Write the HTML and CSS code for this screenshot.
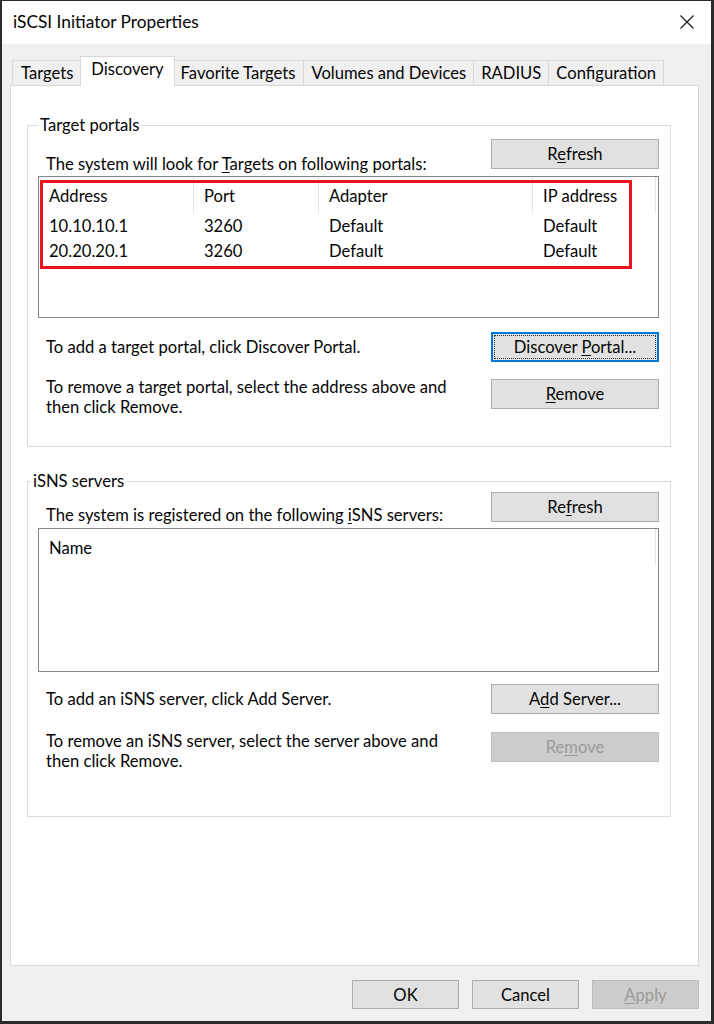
FILE: index.html
```html
<!DOCTYPE html>
<html lang="en">
<head>
<meta charset="utf-8">
<title>iSCSI Initiator Properties</title>
<link rel="stylesheet" href="styles.css">
</head>
<body>
<div class="window">
  <header class="titlebar">
    <span class="title">iSCSI Initiator Properties</span>
    <svg class="close" width="16" height="16" viewBox="0 0 16 16" aria-label="Close"><path d="M1.5 1.5 L14.5 14.5 M14.5 1.5 L1.5 14.5" stroke="#1a1a1a" stroke-width="1.2" fill="none"/></svg>
  </header>
  <div class="client">
    <nav class="tabs">
      <div class="tab">Targets</div>
      <div class="tab active">Discovery</div>
      <div class="tab">Favorite Targets</div>
      <div class="tab">Volumes and Devices</div>
      <div class="tab">RADIUS</div>
      <div class="tab">Configuration</div>
    </nav>
    <div class="panel">
      <fieldset class="group group-portals">
        <legend>Target portals</legend>
        <div class="head-row">
          <span class="label">The system will look for <u>T</u>argets on following portals:</span>
          <button class="btn"><span>R<u>e</u>fresh</span></button>
        </div>
        <div class="listview lv-portals">
          <div class="lv-row lv-header">
            <div class="cell">Address</div>
            <div class="cell">Port</div>
            <div class="cell">Adapter</div>
            <div class="cell">IP address</div>
          </div>
          <div class="lv-row">
            <div class="cell">10.10.10.1</div>
            <div class="cell">3260</div>
            <div class="cell">Default</div>
            <div class="cell">Default</div>
          </div>
          <div class="lv-row">
            <div class="cell">20.20.20.1</div>
            <div class="cell">3260</div>
            <div class="cell">Default</div>
            <div class="cell">Default</div>
          </div>
          <div class="highlight"></div>
        </div>
        <div class="action-row first">
          <span class="label">To add a target portal, click Discover Portal.</span>
          <button class="btn focused"><span class="focus-ring"><span>Discover <u>P</u>ortal...</span></span></button>
        </div>
        <div class="action-row second">
          <span class="label">To remove a target portal, select the address above and<br>then click Remove.</span>
          <button class="btn"><span><u>R</u>emove</span></button>
        </div>
      </fieldset>

      <fieldset class="group group-isns">
        <legend>iSNS servers</legend>
        <div class="head-row">
          <span class="label">The system is registered on the following <u>i</u>SNS servers:</span>
          <button class="btn"><span>Re<u>f</u>resh</span></button>
        </div>
        <div class="listview lv-isns">
          <div class="lv-row lv-header">
            <div class="cell">Name</div>
          </div>
        </div>
        <div class="action-row first">
          <span class="label">To add an iSNS server, click Add Server.</span>
          <button class="btn"><span>A<u>d</u>d Server...</span></button>
        </div>
        <div class="action-row second">
          <span class="label">To remove an iSNS server, select the server above and<br>then click Remove.</span>
          <button class="btn" disabled><span>Re<u>m</u>ove</span></button>
        </div>
      </fieldset>
    </div>
    <footer class="footer">
      <button class="btn small"><span>OK</span></button>
      <button class="btn small"><span>Cancel</span></button>
      <button class="btn small" disabled><span><u>A</u>pply</span></button>
    </footer>
  </div>
</div>
</body>
</html>
```
FILE: styles.css
```css
* { box-sizing: border-box; }

body {
  margin: 0;
  font-family: Lato, "Open Sans", "Noto Sans", sans-serif;
  font-size: 16.6px;
  color: #050505;
  background: #fff;
}

.window {
  width: 714px;
  height: 1024px;
  border-style: solid;
  border-color: #2b2b2b;
  border-width: 1px 3px 3px 2px;
  background: #f0f0f0;
  display: flex;
  flex-direction: column;
}

.titlebar {
  height: 43px;
  background: #fff;
  display: flex;
  align-items: center;
  justify-content: space-between;
  padding: 0 16px 2px 11px;
}

.title { font-size: 17.3px; }

.close { display: block; }

.client {
  flex: 1;
  display: flex;
  flex-direction: column;
  padding: 12px 12px 0 8px;
}

.tabs {
  display: flex;
  align-items: flex-end;
  height: 29px;
  padding-left: 2px;
}

.tab {
  height: 25px;
  padding: 0 8px;
  border: 1px solid #d9d9d9;
  border-bottom: none;
  margin-left: -1px;
  background: #f0f0f0;
  display: flex;
  align-items: center;
  white-space: nowrap;
  line-height: 1;
}

.tab:first-child { margin-left: 0; }
.tab:nth-child(n+4) { padding: 0 7px; }

.tab.active {
  position: relative;
  z-index: 2;
  height: 30px;
  margin: 0 -2px -1px -2px;
  padding: 0 10px 4px;
  background: #fff;
}

.panel {
  flex: 1;
  background: #fff;
  border: 1px solid #d9d9d9;
  padding: 29px 0 0 16px;
}

.group {
  width: 644px;
  margin: 0;
  border: 1px solid #dcdcdc;
  padding: 0 11px 29px 10px;
}

.group legend {
  padding: 0 2px;
  line-height: 20px;
}

.group-isns { margin-top: 24px; padding-bottom: 45px; }
.group-isns legend { margin-left: -7px; }

.label {
  padding-left: 8px;
  line-height: 20px;
}

.head-row {
  display: flex;
  justify-content: space-between;
  align-items: flex-end;
  margin-top: 4px;
}

.head-row .label { margin-bottom: 2px; }
.head-row .btn { margin-bottom: 7px; }

.group-isns .head-row { margin-top: 1px; }
.group-isns .head-row .label { margin-bottom: 3px; }
.group-isns .head-row .btn { margin-bottom: 6px; }

.btn {
  width: 168px;
  height: 30px;
  flex: none;
  font: inherit;
  color: #050505;
  background: #e1e1e1;
  border: 1px solid #adadad;
  padding: 0;
  display: flex;
  align-items: center;
  justify-content: center;
}

.btn u, .label u { text-underline-offset: 2px; text-decoration-thickness: 1px; }

.btn:disabled {
  background: #cccccc;
  border-color: #bfbfbf;
  color: #9a9a9a;
}

.btn.focused {
  border-color: #0078d7;
  box-shadow: inset 0 0 0 1px #0078d7;
}

.focus-ring {
  display: flex;
  align-items: center;
  justify-content: center;
  width: 160px;
  height: 22px;
  outline: 1px dotted #333;
}

.listview {
  position: relative;
  border: 1px solid #828790;
  background: #fff;
}

.lv-portals { height: 142px; }
.lv-isns { height: 144px; }

.lv-row {
  display: grid;
  grid-template-columns: 155px 125px 214px 123px;
  height: 25px;
  align-items: center;
}

.lv-isns .lv-row { grid-template-columns: 617px; }

.lv-row .cell { padding-left: 10px; white-space: nowrap; }

.lv-header { height: 36px; align-items: stretch; }

.lv-header .cell {
  border-right: 1px solid #e5e5e5;
  padding-top: 8px;
  line-height: 22px;
}

.highlight {
  position: absolute;
  left: 1px;
  top: 3px;
  width: 592px;
  height: 89px;
  border: 3px solid #ea1520;
}

.action-row {
  display: flex;
  justify-content: space-between;
}

.action-row.first { margin-top: 14px; align-items: center; }
.action-row.second { margin-top: 17px; align-items: flex-start; }
.action-row.second .label { margin-top: -2px; }

.group-isns .action-row.first { margin-top: 12px; }
.group-isns .action-row.second { margin-top: 18px; }
.group-isns .action-row.second .label { margin-top: -1px; }

.footer {
  height: 55px;
  display: flex;
  justify-content: flex-end;
  align-items: flex-start;
  gap: 13px;
  padding-top: 14px;
}

.btn.small { width: 107px; height: 29px; }
```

=-=-=-=-=

__Your goal__. Extract every line of the data exactly; pictures stay out.

__Answer__.
Write the HTML and CSS code for this screenshot.
FILE: index.html
```html
<!DOCTYPE html>
<html lang="en">
<head>
<meta charset="utf-8">
<title>iSCSI Initiator Properties</title>
<link rel="stylesheet" href="styles.css">
</head>
<body>
<div class="window">
  <header class="titlebar">
    <span class="title">iSCSI Initiator Properties</span>
    <svg class="close" width="16" height="16" viewBox="0 0 16 16" aria-label="Close"><path d="M1.5 1.5 L14.5 14.5 M14.5 1.5 L1.5 14.5" stroke="#1a1a1a" stroke-width="1.2" fill="none"/></svg>
  </header>
  <div class="client">
    <nav class="tabs">
      <div class="tab">Targets</div>
      <div class="tab active">Discovery</div>
      <div class="tab">Favorite Targets</div>
      <div class="tab">Volumes and Devices</div>
      <div class="tab">RADIUS</div>
      <div class="tab">Configuration</div>
    </nav>
    <div class="panel">
      <fieldset class="group group-portals">
        <legend>Target portals</legend>
        <div class="head-row">
          <span class="label">The system will look for <u>T</u>argets on following portals:</span>
          <button class="btn"><span>R<u>e</u>fresh</span></button>
        </div>
        <div class="listview lv-portals">
          <div class="lv-row lv-header">
            <div class="cell">Address</div>
            <div class="cell">Port</div>
            <div class="cell">Adapter</div>
            <div class="cell">IP address</div>
          </div>
          <div class="lv-row">
            <div class="cell">10.10.10.1</div>
            <div class="cell">3260</div>
            <div class="cell">Default</div>
            <div class="cell">Default</div>
          </div>
          <div class="lv-row">
            <div class="cell">20.20.20.1</div>
            <div class="cell">3260</div>
            <div class="cell">Default</div>
            <div class="cell">Default</div>
          </div>
          <div class="highlight"></div>
        </div>
        <div class="action-row first">
          <span class="label">To add a target portal, click Discover Portal.</span>
          <button class="btn focused"><span class="focus-ring"><span>Discover <u>P</u>ortal...</span></span></button>
        </div>
        <div class="action-row second">
          <span class="label">To remove a target portal, select the address above and<br>then click Remove.</span>
          <button class="btn"><span><u>R</u>emove</span></button>
        </div>
      </fieldset>

      <fieldset class="group group-isns">
        <legend>iSNS servers</legend>
        <div class="head-row">
          <span class="label">The system is registered on the following <u>i</u>SNS servers:</span>
          <button class="btn"><span>Re<u>f</u>resh</span></button>
        </div>
        <div class="listview lv-isns">
          <div class="lv-row lv-header">
            <div class="cell">Name</div>
          </div>
        </div>
        <div class="action-row first">
          <span class="label">To add an iSNS server, click Add Server.</span>
          <button class="btn"><span>A<u>d</u>d Server...</span></button>
        </div>
        <div class="action-row second">
          <span class="label">To remove an iSNS server, select the server above and<br>then click Remove.</span>
          <button class="btn" disabled><span>Re<u>m</u>ove</span></button>
        </div>
      </fieldset>
    </div>
    <footer class="footer">
      <button class="btn small"><span>OK</span></button>
      <button class="btn small"><span>Cancel</span></button>
      <button class="btn small" disabled><span><u>A</u>pply</span></button>
    </footer>
  </div>
</div>
</body>
</html>
```
FILE: styles.css
```css
* { box-sizing: border-box; }

body {
  margin: 0;
  font-family: Lato, "Open Sans", "Noto Sans", sans-serif;
  font-size: 16.6px;
  color: #050505;
  background: #fff;
}

.window {
  width: 714px;
  height: 1024px;
  border-style: solid;
  border-color: #2b2b2b;
  border-width: 1px 3px 3px 2px;
  background: #f0f0f0;
  display: flex;
  flex-direction: column;
}

.titlebar {
  height: 43px;
  background: #fff;
  display: flex;
  align-items: center;
  justify-content: space-between;
  padding: 0 16px 2px 11px;
}

.title { font-size: 17.3px; }

.close { display: block; }

.client {
  flex: 1;
  display: flex;
  flex-direction: column;
  padding: 12px 12px 0 8px;
}

.tabs {
  display: flex;
  align-items: flex-end;
  height: 29px;
  padding-left: 2px;
}

.tab {
  height: 25px;
  padding: 0 8px;
  border: 1px solid #d9d9d9;
  border-bottom: none;
  margin-left: -1px;
  background: #f0f0f0;
  display: flex;
  align-items: center;
  white-space: nowrap;
  line-height: 1;
}

.tab:first-child { margin-left: 0; }
.tab:nth-child(n+4) { padding: 0 7px; }

.tab.active {
  position: relative;
  z-index: 2;
  height: 30px;
  margin: 0 -2px -1px -2px;
  padding: 0 10px 4px;
  background: #fff;
}

.panel {
  flex: 1;
  background: #fff;
  border: 1px solid #d9d9d9;
  padding: 29px 0 0 16px;
}

.group {
  width: 644px;
  margin: 0;
  border: 1px solid #dcdcdc;
  padding: 0 11px 29px 10px;
}

.group legend {
  padding: 0 2px;
  line-height: 20px;
}

.group-isns { margin-top: 24px; padding-bottom: 45px; }
.group-isns legend { margin-left: -7px; }

.label {
  padding-left: 8px;
  line-height: 20px;
}

.head-row {
  display: flex;
  justify-content: space-between;
  align-items: flex-end;
  margin-top: 4px;
}

.head-row .label { margin-bottom: 2px; }
.head-row .btn { margin-bottom: 7px; }

.group-isns .head-row { margin-top: 1px; }
.group-isns .head-row .label { margin-bottom: 3px; }
.group-isns .head-row .btn { margin-bottom: 6px; }

.btn {
  width: 168px;
  height: 30px;
  flex: none;
  font: inherit;
  color: #050505;
  background: #e1e1e1;
  border: 1px solid #adadad;
  padding: 0;
  display: flex;
  align-items: center;
  justify-content: center;
}

.btn u, .label u { text-underline-offset: 2px; text-decoration-thickness: 1px; }

.btn:disabled {
  background: #cccccc;
  border-color: #bfbfbf;
  color: #9a9a9a;
}

.btn.focused {
  border-color: #0078d7;
  box-shadow: inset 0 0 0 1px #0078d7;
}

.focus-ring {
  display: flex;
  align-items: center;
  justify-content: center;
  width: 160px;
  height: 22px;
  outline: 1px dotted #333;
}

.listview {
  position: relative;
  border: 1px solid #828790;
  background: #fff;
}

.lv-portals { height: 142px; }
.lv-isns { height: 144px; }

.lv-row {
  display: grid;
  grid-template-columns: 155px 125px 214px 123px;
  height: 25px;
  align-items: center;
}

.lv-isns .lv-row { grid-template-columns: 617px; }

.lv-row .cell { padding-left: 10px; white-space: nowrap; }

.lv-header { height: 36px; align-items: stretch; }

.lv-header .cell {
  border-right: 1px solid #e5e5e5;
  padding-top: 8px;
  line-height: 22px;
}

.highlight {
  position: absolute;
  left: 1px;
  top: 3px;
  width: 592px;
  height: 89px;
  border: 3px solid #ea1520;
}

.action-row {
  display: flex;
  justify-content: space-between;
}

.action-row.first { margin-top: 14px; align-items: center; }
.action-row.second { margin-top: 17px; align-items: flex-start; }
.action-row.second .label { margin-top: -2px; }

.group-isns .action-row.first { margin-top: 12px; }
.group-isns .action-row.second { margin-top: 18px; }
.group-isns .action-row.second .label { margin-top: -1px; }

.footer {
  height: 55px;
  display: flex;
  justify-content: flex-end;
  align-items: flex-start;
  gap: 13px;
  padding-top: 14px;
}

.btn.small { width: 107px; height: 29px; }
```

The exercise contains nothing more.